Each entry below should be returned exactly as is, with the pictures removed.
◆ ◆ ◆ ◆
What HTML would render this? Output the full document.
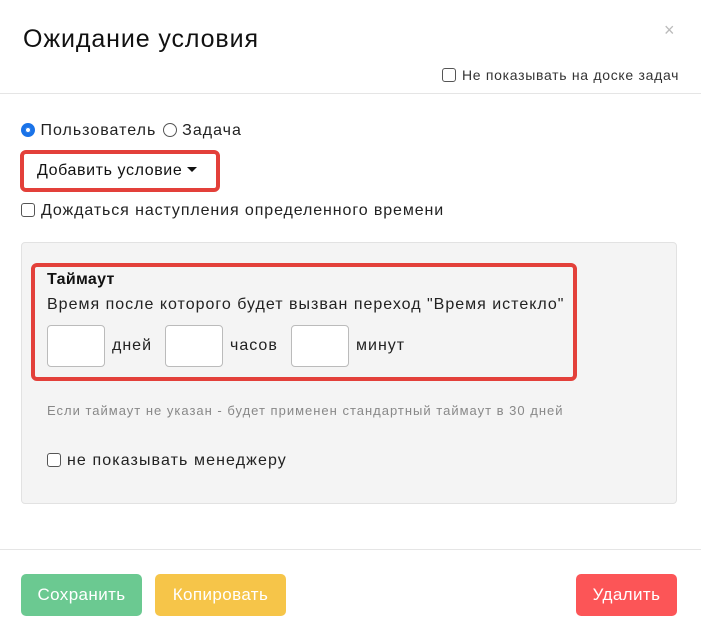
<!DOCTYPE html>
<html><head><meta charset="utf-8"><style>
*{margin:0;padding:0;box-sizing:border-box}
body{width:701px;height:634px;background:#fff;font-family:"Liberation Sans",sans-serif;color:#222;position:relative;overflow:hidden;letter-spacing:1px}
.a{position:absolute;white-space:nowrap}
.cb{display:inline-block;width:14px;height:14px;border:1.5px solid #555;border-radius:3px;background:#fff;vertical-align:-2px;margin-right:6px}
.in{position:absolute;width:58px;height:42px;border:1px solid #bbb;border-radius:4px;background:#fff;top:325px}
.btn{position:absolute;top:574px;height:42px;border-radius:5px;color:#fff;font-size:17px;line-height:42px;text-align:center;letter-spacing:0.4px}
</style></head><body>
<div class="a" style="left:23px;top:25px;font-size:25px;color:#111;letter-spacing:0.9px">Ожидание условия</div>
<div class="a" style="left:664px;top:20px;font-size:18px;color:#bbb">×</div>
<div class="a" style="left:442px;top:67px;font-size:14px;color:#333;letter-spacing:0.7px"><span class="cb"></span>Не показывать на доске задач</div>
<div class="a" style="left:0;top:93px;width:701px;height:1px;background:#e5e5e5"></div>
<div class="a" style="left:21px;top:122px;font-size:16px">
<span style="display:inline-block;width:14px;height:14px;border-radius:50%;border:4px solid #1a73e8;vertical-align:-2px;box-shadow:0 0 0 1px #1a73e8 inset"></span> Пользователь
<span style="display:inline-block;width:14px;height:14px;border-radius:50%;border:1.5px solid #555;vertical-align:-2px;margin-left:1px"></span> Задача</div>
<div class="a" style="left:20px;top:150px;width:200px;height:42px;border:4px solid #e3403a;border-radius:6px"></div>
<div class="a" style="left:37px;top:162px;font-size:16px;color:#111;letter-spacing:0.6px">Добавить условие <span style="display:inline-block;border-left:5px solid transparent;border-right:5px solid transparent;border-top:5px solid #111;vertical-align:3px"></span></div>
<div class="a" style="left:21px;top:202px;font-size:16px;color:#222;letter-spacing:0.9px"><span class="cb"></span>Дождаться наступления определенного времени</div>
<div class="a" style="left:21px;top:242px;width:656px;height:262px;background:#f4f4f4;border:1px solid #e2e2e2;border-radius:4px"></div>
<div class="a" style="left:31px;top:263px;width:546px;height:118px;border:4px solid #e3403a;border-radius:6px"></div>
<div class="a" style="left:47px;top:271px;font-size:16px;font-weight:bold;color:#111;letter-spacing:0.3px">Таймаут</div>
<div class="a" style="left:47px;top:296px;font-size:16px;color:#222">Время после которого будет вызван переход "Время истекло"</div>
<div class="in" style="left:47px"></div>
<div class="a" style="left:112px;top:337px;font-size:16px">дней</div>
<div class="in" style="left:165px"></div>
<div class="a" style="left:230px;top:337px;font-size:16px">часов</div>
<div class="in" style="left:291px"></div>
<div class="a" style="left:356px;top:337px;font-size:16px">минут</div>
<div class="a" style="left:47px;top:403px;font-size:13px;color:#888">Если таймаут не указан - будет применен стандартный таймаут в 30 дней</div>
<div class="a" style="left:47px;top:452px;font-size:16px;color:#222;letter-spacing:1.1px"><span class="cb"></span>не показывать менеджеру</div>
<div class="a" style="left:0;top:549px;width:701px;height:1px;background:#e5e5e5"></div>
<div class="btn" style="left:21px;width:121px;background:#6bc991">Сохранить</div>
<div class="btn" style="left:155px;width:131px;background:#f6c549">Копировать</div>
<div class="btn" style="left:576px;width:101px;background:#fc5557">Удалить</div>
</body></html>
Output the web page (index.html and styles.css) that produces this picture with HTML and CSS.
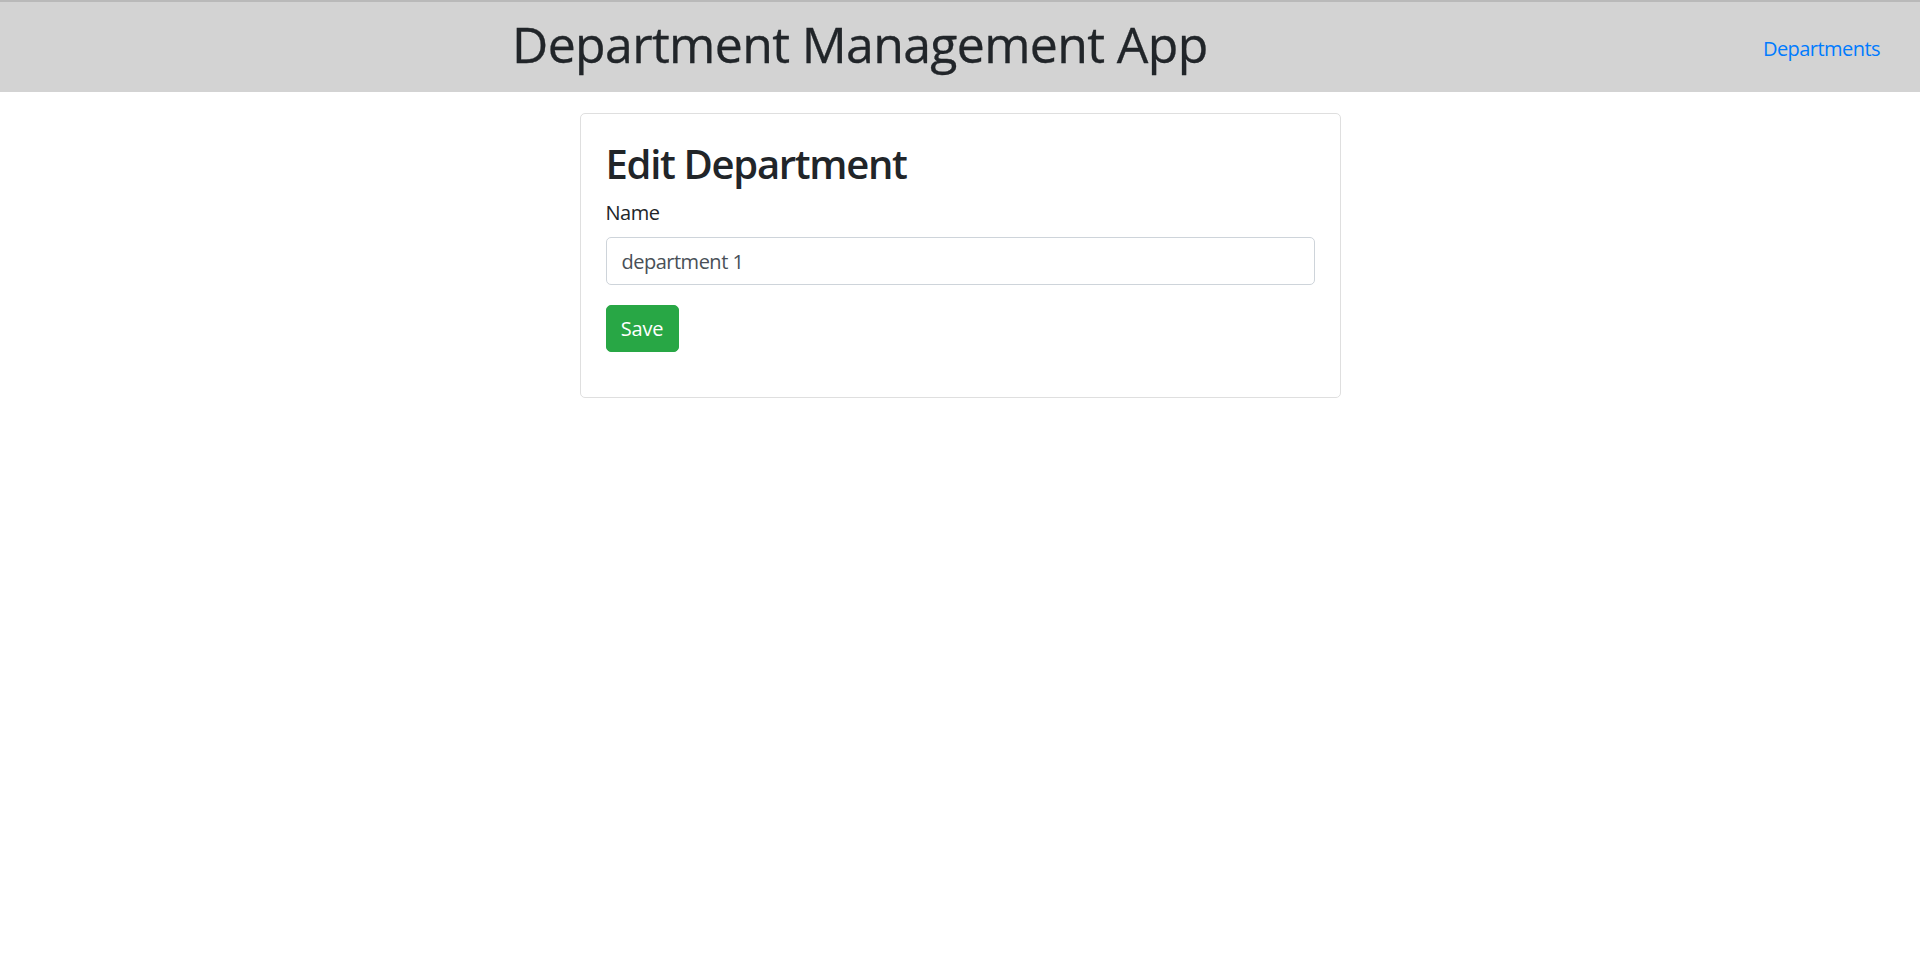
◆ ◆ ◆ ◆
### [EXERCISE SOLUTION]
What HTML would render this? Output the full document.
<!DOCTYPE html>
<html><head><meta charset="utf-8"><style>
*{margin:0;padding:0;box-sizing:border-box}
body{width:701px;height:634px;background:#fff;font-family:"Liberation Sans",sans-serif;color:#222;position:relative;overflow:hidden;letter-spacing:1px}
.a{position:absolute;white-space:nowrap}
.cb{display:inline-block;width:14px;height:14px;border:1.5px solid #555;border-radius:3px;background:#fff;vertical-align:-2px;margin-right:6px}
.in{position:absolute;width:58px;height:42px;border:1px solid #bbb;border-radius:4px;background:#fff;top:325px}
.btn{position:absolute;top:574px;height:42px;border-radius:5px;color:#fff;font-size:17px;line-height:42px;text-align:center;letter-spacing:0.4px}
</style></head><body>
<div class="a" style="left:23px;top:25px;font-size:25px;color:#111;letter-spacing:0.9px">Ожидание условия</div>
<div class="a" style="left:664px;top:20px;font-size:18px;color:#bbb">×</div>
<div class="a" style="left:442px;top:67px;font-size:14px;color:#333;letter-spacing:0.7px"><span class="cb"></span>Не показывать на доске задач</div>
<div class="a" style="left:0;top:93px;width:701px;height:1px;background:#e5e5e5"></div>
<div class="a" style="left:21px;top:122px;font-size:16px">
<span style="display:inline-block;width:14px;height:14px;border-radius:50%;border:4px solid #1a73e8;vertical-align:-2px;box-shadow:0 0 0 1px #1a73e8 inset"></span> Пользователь
<span style="display:inline-block;width:14px;height:14px;border-radius:50%;border:1.5px solid #555;vertical-align:-2px;margin-left:1px"></span> Задача</div>
<div class="a" style="left:20px;top:150px;width:200px;height:42px;border:4px solid #e3403a;border-radius:6px"></div>
<div class="a" style="left:37px;top:162px;font-size:16px;color:#111;letter-spacing:0.6px">Добавить условие <span style="display:inline-block;border-left:5px solid transparent;border-right:5px solid transparent;border-top:5px solid #111;vertical-align:3px"></span></div>
<div class="a" style="left:21px;top:202px;font-size:16px;color:#222;letter-spacing:0.9px"><span class="cb"></span>Дождаться наступления определенного времени</div>
<div class="a" style="left:21px;top:242px;width:656px;height:262px;background:#f4f4f4;border:1px solid #e2e2e2;border-radius:4px"></div>
<div class="a" style="left:31px;top:263px;width:546px;height:118px;border:4px solid #e3403a;border-radius:6px"></div>
<div class="a" style="left:47px;top:271px;font-size:16px;font-weight:bold;color:#111;letter-spacing:0.3px">Таймаут</div>
<div class="a" style="left:47px;top:296px;font-size:16px;color:#222">Время после которого будет вызван переход "Время истекло"</div>
<div class="in" style="left:47px"></div>
<div class="a" style="left:112px;top:337px;font-size:16px">дней</div>
<div class="in" style="left:165px"></div>
<div class="a" style="left:230px;top:337px;font-size:16px">часов</div>
<div class="in" style="left:291px"></div>
<div class="a" style="left:356px;top:337px;font-size:16px">минут</div>
<div class="a" style="left:47px;top:403px;font-size:13px;color:#888">Если таймаут не указан - будет применен стандартный таймаут в 30 дней</div>
<div class="a" style="left:47px;top:452px;font-size:16px;color:#222;letter-spacing:1.1px"><span class="cb"></span>не показывать менеджеру</div>
<div class="a" style="left:0;top:549px;width:701px;height:1px;background:#e5e5e5"></div>
<div class="btn" style="left:21px;width:121px;background:#6bc991">Сохранить</div>
<div class="btn" style="left:155px;width:131px;background:#f6c549">Копировать</div>
<div class="btn" style="left:576px;width:101px;background:#fc5557">Удалить</div>
</body></html>
Output the web page (index.html and styles.css) that produces this picture with HTML and CSS.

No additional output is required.